Не умеющая читать и писать Лиза мало походила на резонерку и моралистку Юлию д’Этанж, оставившую десятки писем философского содержания, однако судьба подмосковной крестьянки отразила ту же неразрывную связь между «падением» и небесным совершенством, которая обеспечила роману Руссо воздействие на души читателей всего образованного мира. Собственно говоря, эта связь и заинтересовала французского писателя в средневековой истории, давшей название его роману (см.: Montoya 2010). Когда фанатический карамзинист П. И. Шаликов писал в очерке «К праху бедной Лизы», что та пребывает на небесах «в венце невинности, в славы непорочных» (Шаликов 1797: 236), он, конечно, не забывал о ее «падении» и самоубийстве. Напротив того, именно прегрешения и слабости Лизы, неотделимые от ее красоты и жертвенности, привлекали к ее безвестной могиле толпы паломников.
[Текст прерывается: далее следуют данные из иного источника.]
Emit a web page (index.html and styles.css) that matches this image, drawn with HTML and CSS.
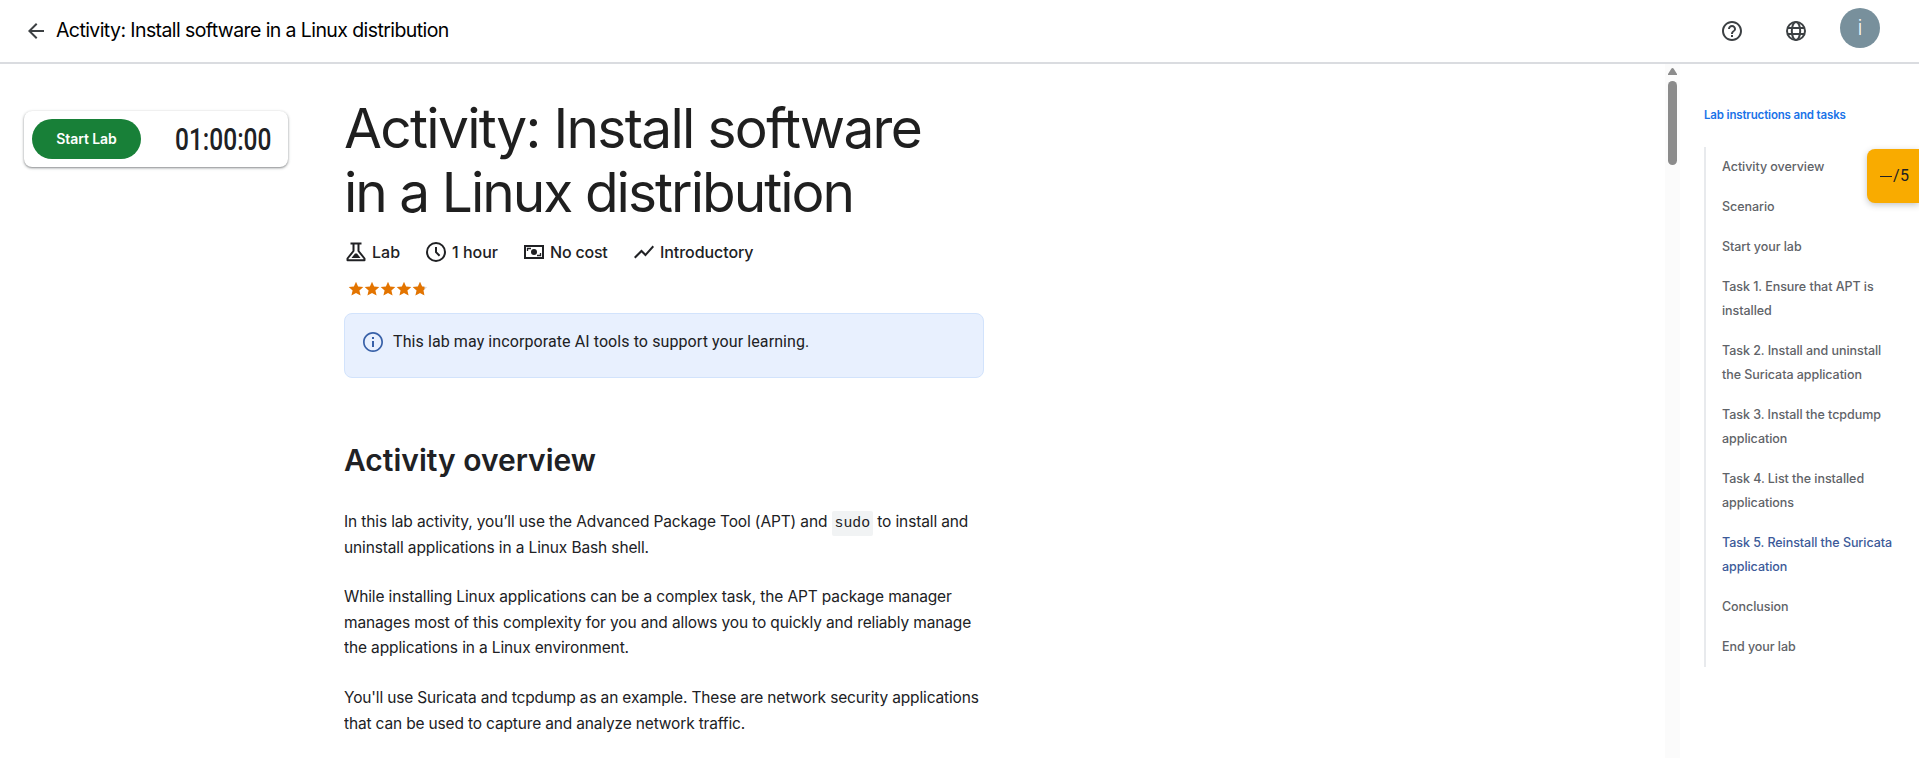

Своего рода апофеозом такого восприятия повести стало ее отдельное издание, предпринятое в Москве в 1796 году «иждивением любителя русской литературы». По данным «Сводного каталога книги XVIII века» (СКРК II: 18), на каталожной карточке Российской национальной библиотеки неизвестной рукой написано, что «любителем литературы» был Платон Бекетов, служивший в это время в Сенате в Петербурге и еще не начавший своей издательской деятельности. Между тем Е. Ф. Шмурло указывает, что в составе библиотеки митрополита Евгения Болховитинова сохранился экземпляр книги, где выражение «любитель литературы» разъяснено «собственноручною припиской» владыки Евгения – «Иван Владимирович Лопухин» (Шмурло 1887: 18). Если верить этому свидетельству крупного церковного деятеля и ученого-библиографа, лично знакомого как с Карамзиным, так и с Лопухиным, то история взаимоотношений Карамзина с кругом московских розенкрейцеров обогащается важной деталью. Отметим, что Лопухин в 1794 году восхищался «привлекательным, важным, живым новым слогом любезнаго Путешественника Российскаго» (Суровцев 1901: 57), а также был пламенным почитателем Руссо, бюст которого стоял в парке семейного имения в Савинском (Гаврюшин 2001: 55–56).